→ **YOUR OBJECTIVE**: Extract all lines containing "screenshot".
##### PROVIDED DATA
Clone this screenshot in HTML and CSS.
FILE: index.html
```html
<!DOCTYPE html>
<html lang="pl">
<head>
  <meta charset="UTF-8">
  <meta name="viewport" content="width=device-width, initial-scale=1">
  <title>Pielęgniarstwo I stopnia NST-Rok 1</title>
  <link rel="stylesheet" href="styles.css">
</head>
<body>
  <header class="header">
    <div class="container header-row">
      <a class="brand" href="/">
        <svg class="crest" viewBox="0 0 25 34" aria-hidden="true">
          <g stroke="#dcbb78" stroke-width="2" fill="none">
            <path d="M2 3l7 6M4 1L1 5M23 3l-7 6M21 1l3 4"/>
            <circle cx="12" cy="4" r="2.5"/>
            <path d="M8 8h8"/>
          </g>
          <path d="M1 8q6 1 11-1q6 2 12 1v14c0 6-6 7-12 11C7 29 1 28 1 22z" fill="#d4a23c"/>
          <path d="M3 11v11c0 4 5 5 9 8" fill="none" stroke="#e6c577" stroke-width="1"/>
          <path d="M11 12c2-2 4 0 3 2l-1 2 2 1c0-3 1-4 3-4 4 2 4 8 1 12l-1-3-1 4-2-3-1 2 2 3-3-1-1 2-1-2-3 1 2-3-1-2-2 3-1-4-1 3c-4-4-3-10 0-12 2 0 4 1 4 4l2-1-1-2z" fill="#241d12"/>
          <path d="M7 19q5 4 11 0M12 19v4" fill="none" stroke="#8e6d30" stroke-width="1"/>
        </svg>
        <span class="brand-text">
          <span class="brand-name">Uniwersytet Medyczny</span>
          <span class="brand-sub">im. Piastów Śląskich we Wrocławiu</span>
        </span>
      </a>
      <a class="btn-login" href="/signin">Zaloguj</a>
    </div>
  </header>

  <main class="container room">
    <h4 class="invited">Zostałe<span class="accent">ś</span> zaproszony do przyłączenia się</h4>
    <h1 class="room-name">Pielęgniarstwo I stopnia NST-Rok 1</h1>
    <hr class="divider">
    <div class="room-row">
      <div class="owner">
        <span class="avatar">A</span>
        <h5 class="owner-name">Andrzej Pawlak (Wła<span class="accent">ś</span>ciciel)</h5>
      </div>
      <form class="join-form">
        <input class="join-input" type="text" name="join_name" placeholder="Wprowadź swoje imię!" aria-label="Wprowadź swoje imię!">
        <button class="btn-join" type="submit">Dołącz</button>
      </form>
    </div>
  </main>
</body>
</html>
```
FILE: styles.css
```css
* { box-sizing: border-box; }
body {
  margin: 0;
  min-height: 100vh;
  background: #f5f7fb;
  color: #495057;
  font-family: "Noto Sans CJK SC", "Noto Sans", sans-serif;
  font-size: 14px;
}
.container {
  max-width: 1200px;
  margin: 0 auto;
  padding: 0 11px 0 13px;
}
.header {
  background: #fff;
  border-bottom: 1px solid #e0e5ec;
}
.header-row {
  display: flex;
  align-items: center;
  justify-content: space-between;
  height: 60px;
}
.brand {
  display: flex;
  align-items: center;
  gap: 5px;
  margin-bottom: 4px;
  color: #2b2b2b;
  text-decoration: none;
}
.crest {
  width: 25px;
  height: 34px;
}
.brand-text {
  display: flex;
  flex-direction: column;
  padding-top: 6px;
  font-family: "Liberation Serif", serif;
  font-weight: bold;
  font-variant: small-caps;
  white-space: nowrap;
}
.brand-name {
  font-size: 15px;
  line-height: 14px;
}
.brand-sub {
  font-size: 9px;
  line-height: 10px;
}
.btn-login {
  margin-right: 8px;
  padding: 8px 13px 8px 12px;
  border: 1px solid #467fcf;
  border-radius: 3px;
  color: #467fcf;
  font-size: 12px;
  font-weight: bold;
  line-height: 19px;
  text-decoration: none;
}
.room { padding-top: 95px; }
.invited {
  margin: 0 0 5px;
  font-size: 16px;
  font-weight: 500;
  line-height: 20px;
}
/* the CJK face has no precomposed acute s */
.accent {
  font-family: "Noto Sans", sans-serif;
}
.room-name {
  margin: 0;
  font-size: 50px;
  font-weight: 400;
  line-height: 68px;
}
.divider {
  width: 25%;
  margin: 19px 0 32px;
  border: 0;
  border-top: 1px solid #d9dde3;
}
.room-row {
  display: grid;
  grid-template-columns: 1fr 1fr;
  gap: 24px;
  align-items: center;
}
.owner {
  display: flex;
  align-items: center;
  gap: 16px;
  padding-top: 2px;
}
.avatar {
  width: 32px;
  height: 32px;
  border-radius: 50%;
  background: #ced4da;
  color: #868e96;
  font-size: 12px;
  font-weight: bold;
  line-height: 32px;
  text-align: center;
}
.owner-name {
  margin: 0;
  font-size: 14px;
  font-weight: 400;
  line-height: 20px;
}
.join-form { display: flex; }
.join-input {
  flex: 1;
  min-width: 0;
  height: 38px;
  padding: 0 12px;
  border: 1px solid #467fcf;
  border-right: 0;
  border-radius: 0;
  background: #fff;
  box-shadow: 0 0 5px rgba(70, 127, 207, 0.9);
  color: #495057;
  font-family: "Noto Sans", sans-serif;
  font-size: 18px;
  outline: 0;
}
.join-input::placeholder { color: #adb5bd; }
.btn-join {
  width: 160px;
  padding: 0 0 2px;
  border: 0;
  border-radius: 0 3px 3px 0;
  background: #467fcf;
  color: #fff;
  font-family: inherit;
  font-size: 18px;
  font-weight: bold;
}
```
##########
##### PROVIDED DATA
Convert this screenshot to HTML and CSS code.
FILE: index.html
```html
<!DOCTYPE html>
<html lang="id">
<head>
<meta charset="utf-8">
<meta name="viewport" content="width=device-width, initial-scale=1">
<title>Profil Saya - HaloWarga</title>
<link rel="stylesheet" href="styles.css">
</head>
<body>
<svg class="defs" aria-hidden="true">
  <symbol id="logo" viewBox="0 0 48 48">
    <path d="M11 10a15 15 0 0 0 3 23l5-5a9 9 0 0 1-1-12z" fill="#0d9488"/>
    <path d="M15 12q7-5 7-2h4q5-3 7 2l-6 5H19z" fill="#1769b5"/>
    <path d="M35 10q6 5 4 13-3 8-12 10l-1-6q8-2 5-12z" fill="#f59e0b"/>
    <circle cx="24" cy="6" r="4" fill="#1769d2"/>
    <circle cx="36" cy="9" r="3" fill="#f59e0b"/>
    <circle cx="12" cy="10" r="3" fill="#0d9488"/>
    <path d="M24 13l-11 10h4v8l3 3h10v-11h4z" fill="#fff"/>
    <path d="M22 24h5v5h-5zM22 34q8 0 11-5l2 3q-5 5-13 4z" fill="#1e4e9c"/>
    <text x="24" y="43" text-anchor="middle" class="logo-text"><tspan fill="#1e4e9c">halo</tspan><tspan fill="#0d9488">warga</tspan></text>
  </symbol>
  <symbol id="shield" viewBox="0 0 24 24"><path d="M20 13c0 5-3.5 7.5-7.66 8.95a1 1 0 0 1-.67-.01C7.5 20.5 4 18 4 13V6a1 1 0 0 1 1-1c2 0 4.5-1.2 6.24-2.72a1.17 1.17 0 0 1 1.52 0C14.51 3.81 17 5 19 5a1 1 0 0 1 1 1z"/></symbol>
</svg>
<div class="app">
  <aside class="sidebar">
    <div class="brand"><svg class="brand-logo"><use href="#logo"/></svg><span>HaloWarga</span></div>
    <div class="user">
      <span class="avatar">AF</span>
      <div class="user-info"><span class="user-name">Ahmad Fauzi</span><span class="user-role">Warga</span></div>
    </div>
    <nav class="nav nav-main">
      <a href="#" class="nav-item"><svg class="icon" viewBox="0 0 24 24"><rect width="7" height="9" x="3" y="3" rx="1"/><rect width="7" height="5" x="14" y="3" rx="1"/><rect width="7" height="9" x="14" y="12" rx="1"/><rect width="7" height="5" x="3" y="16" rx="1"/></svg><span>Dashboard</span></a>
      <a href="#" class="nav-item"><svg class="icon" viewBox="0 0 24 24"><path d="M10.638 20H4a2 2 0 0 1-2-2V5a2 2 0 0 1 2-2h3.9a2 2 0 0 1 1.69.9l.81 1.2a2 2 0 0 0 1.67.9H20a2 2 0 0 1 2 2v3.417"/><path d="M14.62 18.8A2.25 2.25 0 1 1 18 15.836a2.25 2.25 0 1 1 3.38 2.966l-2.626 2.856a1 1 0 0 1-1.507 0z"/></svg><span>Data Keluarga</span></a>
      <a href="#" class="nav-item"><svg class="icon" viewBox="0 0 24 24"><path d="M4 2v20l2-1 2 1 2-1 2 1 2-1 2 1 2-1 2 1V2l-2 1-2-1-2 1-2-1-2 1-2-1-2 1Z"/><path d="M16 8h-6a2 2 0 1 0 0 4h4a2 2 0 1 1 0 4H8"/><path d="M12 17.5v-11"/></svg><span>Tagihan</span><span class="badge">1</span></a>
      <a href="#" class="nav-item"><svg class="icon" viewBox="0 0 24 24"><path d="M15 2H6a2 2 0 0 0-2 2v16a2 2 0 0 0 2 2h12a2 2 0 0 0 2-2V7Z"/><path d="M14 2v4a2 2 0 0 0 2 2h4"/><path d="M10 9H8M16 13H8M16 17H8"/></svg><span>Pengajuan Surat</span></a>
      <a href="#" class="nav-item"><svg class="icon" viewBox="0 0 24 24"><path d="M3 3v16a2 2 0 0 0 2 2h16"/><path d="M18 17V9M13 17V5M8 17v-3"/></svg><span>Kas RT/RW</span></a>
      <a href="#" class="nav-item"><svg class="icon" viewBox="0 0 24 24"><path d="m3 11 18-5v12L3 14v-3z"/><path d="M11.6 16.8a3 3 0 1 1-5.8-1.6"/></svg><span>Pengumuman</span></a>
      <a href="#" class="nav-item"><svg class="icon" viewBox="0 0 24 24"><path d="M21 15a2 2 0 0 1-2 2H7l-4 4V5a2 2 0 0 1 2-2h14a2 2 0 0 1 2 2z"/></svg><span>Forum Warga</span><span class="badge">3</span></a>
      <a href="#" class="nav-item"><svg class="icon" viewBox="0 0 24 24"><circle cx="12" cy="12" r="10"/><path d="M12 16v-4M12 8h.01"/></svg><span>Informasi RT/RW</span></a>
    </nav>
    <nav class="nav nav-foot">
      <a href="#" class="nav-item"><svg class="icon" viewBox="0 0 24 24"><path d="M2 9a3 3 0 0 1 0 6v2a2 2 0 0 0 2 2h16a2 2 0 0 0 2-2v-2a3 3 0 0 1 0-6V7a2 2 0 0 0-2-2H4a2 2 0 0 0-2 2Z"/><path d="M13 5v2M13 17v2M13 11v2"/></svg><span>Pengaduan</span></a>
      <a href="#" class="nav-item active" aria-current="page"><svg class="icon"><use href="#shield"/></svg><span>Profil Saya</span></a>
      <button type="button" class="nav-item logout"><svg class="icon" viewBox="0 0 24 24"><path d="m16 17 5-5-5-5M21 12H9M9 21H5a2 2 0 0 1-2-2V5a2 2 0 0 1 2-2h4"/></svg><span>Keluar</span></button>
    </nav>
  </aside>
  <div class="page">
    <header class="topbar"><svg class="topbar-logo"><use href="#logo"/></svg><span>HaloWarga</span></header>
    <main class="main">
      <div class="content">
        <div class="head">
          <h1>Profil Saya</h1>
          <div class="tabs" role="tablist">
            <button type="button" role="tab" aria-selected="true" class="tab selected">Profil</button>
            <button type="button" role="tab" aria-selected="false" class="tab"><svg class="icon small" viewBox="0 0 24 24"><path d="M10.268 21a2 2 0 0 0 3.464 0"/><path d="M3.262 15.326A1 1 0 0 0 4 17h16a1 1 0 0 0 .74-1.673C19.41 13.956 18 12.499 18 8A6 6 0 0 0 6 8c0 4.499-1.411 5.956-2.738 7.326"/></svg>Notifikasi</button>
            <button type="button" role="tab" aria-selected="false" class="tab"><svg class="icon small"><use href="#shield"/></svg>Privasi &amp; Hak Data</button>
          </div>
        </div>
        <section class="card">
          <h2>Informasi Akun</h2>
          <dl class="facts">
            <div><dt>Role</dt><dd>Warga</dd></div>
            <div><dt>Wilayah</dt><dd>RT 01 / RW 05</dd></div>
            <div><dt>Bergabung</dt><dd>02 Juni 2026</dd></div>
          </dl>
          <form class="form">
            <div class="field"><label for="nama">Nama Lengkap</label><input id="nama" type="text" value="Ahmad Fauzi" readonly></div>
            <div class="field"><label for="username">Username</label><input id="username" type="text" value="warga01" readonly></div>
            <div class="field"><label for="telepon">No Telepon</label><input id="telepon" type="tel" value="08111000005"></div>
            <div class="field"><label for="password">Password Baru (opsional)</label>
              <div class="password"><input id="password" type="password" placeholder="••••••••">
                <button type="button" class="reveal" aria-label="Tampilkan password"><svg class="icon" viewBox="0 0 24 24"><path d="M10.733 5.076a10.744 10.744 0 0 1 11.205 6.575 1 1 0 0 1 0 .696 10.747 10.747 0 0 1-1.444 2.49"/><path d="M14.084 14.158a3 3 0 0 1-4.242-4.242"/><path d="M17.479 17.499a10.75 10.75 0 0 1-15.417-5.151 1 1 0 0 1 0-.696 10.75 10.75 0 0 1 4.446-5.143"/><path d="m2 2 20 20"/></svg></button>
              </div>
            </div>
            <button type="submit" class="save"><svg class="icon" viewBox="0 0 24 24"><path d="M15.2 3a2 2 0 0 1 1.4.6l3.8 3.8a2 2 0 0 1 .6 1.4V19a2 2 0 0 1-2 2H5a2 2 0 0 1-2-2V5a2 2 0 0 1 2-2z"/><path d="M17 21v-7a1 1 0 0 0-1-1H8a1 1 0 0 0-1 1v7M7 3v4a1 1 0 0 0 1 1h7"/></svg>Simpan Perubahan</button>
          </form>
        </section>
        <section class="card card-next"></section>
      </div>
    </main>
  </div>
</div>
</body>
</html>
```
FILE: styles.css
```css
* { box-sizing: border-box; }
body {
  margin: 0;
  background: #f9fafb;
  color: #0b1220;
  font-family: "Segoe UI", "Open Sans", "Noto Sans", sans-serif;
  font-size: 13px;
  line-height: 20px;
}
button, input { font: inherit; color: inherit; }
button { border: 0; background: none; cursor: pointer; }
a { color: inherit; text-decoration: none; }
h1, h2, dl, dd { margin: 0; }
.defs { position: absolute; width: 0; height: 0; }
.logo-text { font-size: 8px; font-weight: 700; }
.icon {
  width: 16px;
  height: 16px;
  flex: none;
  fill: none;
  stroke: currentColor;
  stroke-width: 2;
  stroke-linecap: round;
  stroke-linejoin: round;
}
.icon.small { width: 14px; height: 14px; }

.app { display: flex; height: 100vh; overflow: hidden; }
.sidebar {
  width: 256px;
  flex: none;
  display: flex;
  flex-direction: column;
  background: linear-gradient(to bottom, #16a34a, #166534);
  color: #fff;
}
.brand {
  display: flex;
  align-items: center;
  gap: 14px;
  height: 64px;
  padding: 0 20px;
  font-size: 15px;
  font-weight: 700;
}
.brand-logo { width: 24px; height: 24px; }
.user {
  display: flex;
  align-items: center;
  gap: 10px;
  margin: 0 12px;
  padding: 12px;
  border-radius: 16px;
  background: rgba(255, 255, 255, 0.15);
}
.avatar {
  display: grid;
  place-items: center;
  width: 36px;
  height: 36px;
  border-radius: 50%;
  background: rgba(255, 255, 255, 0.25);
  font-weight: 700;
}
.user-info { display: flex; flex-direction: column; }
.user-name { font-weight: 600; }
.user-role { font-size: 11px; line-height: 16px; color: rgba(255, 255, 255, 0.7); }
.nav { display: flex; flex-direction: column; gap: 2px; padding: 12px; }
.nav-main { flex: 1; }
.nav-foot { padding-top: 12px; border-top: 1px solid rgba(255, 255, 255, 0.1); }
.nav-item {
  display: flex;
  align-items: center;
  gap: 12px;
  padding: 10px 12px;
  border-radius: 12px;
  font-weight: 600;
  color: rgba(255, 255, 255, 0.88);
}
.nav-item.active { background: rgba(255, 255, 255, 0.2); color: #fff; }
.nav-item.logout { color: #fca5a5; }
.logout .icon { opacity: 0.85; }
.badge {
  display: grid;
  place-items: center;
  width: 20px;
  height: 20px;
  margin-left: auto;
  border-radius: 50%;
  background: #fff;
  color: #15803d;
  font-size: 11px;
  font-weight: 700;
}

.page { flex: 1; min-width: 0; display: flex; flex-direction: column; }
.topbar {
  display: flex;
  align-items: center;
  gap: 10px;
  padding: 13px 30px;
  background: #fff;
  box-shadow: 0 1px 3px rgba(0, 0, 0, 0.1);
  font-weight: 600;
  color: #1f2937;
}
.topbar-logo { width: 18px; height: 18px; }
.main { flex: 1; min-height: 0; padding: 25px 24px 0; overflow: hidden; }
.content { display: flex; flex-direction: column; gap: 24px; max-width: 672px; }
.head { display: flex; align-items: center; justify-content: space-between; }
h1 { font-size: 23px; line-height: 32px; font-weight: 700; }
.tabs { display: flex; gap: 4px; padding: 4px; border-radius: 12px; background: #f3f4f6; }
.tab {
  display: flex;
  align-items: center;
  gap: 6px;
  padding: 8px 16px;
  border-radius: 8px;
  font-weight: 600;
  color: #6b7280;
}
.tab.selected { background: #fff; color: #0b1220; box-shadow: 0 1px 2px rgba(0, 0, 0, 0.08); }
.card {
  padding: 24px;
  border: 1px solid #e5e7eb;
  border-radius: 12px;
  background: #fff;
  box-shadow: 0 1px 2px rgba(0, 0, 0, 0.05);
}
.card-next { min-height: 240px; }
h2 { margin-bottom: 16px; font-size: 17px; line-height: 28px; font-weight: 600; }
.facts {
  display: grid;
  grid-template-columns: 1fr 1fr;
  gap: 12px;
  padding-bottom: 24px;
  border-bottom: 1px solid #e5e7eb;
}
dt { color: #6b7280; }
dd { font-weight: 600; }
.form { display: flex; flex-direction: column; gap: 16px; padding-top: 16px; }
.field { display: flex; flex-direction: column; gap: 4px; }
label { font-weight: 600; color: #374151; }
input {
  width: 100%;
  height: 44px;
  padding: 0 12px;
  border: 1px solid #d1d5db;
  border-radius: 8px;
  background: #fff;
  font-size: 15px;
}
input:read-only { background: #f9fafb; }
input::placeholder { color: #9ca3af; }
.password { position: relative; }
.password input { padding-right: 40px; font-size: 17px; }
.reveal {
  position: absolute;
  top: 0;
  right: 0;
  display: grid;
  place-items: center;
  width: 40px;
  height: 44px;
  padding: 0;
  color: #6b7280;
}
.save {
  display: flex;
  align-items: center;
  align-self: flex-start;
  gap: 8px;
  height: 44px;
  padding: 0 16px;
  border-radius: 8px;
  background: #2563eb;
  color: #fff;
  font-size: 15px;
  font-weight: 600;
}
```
##########
→ **WORKED ANSWER**:
Clone this screenshot in HTML and CSS.
Convert this screenshot to HTML and CSS code.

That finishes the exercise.